Your goal -
Print, word for word, every line from the beginning of the listing up to and including the line with "import React from 'react';". Pictures are to be excluded.

Given information -

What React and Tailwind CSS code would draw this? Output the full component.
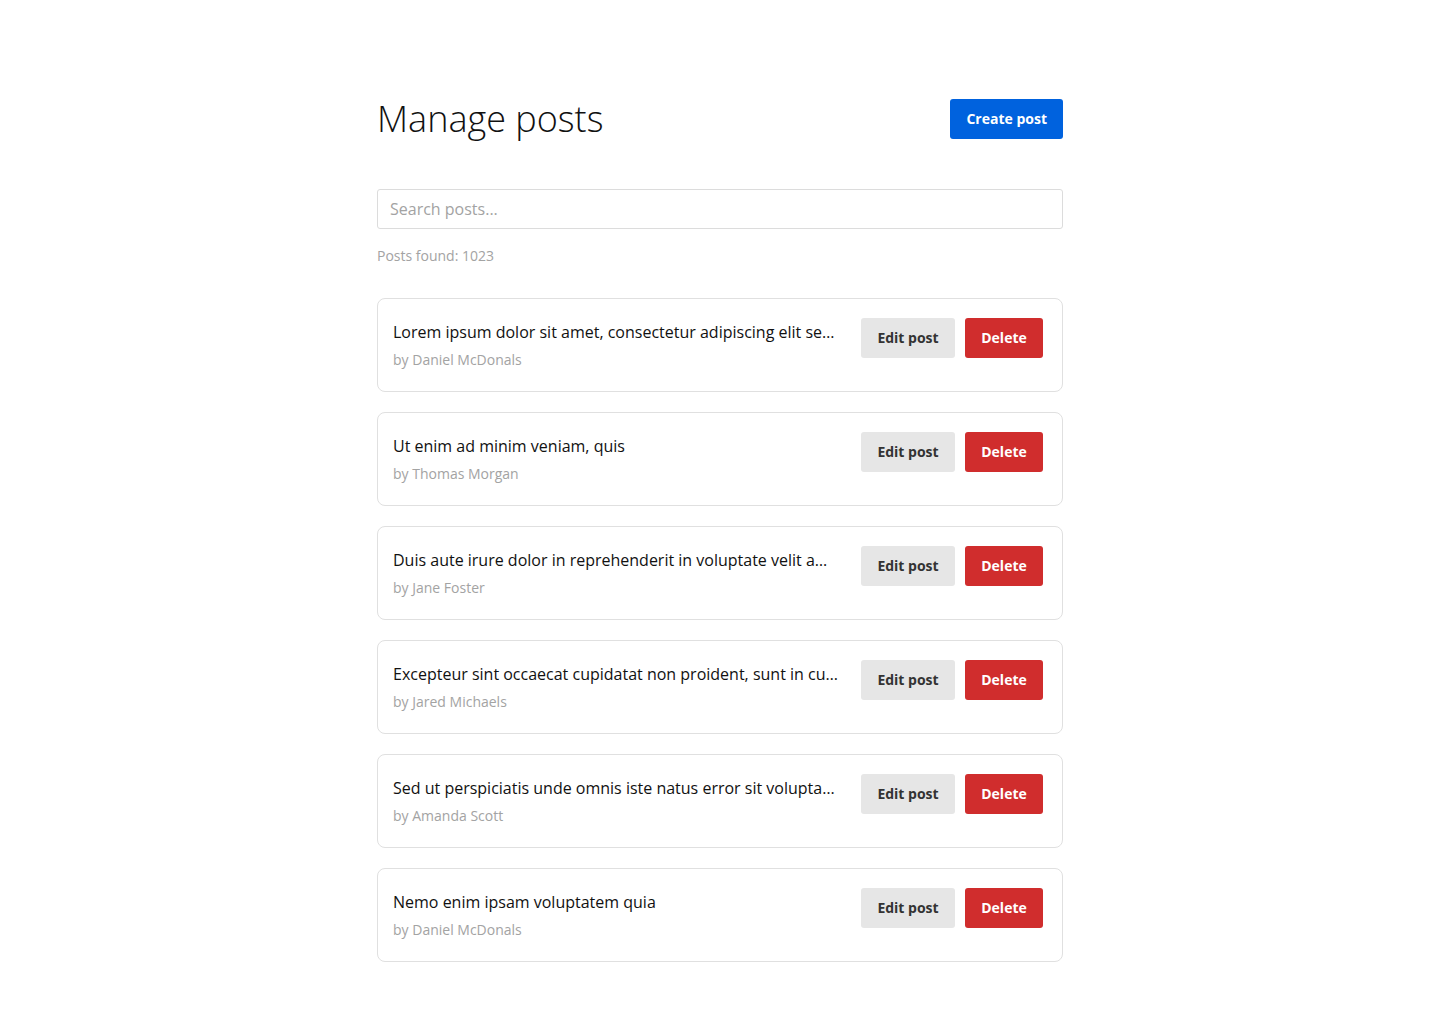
import React from 'react';

const posts = [
  { title: 'Lorem ipsum dolor sit amet, consectetur adipiscing elit sed do eiusmod tempor incididunt', author: 'Daniel McDonals' },
  { title: 'Ut enim ad minim veniam, quis', author: 'Thomas Morgan' },
  { title: 'Duis aute irure dolor in reprehenderit in voluptate velit amet mollit est laborum', author: 'Jane Foster' },
  { title: 'Excepteur sint occaecat cupidatat non proident, sunt in culpa qui officia', author: 'Jared Michaels' },
  { title: 'Sed ut perspiciatis unde omnis iste natus error sit voluptatem accusantium', author: 'Amanda Scott' },
  { title: 'Nemo enim ipsam voluptatem quia', author: 'Daniel McDonals' },
];

export default function App() {
  return (
    <div className="min-h-screen bg-white font-['Open_Sans',sans-serif] text-[#111]">
      <div className="mx-auto w-[686px] pt-[96px] pb-16">
        {/* Header */}
        <div className="flex items-center justify-between">
          <h1 className="text-[36px] font-light leading-[46px] text-[#111]">Manage posts</h1>
          <button className="h-10 rounded-[3px] bg-[#0062de] px-4 text-sm font-bold text-white">Create post</button>
        </div>

        {/* Search */}
        <input
          type="text"
          placeholder="Search posts..."
          className="mt-[47px] block h-10 w-full rounded-[3px] border border-[#dcdcdc] px-3 text-base text-[#111] outline-none placeholder:text-[#a3a3a3]"
        />
        <p className="mt-[17px] text-sm leading-5 text-[#a3a3a3]">Posts found: 1023</p>

        {/* List */}
        <div className="mt-8 flex flex-col gap-5">
          {posts.map((p, i) => (
            <div key={i} className="flex items-start gap-[22px] rounded-lg border border-[#e0e0e0] py-[19px] pl-[15px] pr-[19px]">
              <div className="min-w-0 flex-1">
                <div className="truncate text-base leading-7 text-[#111]">{p.title}</div>
                <div className="mt-[2px] text-sm leading-6 text-[#a3a3a3]">by {p.author}</div>
              </div>
              <div className="flex shrink-0 gap-[10px]">
                <button className="h-10 w-[94px] rounded-[3px] bg-[#e6e6e6] text-sm font-bold text-[#333]">Edit post</button>
                <button className="h-10 w-[78px] rounded-[3px] bg-[#d02d2d] text-sm font-bold text-white">Delete</button>
              </div>
            </div>
          ))}
        </div>
      </div>
    </div>
  );
}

Solution to this task -
What React and Tailwind CSS code would draw this? Output the full component.
import React from 'react';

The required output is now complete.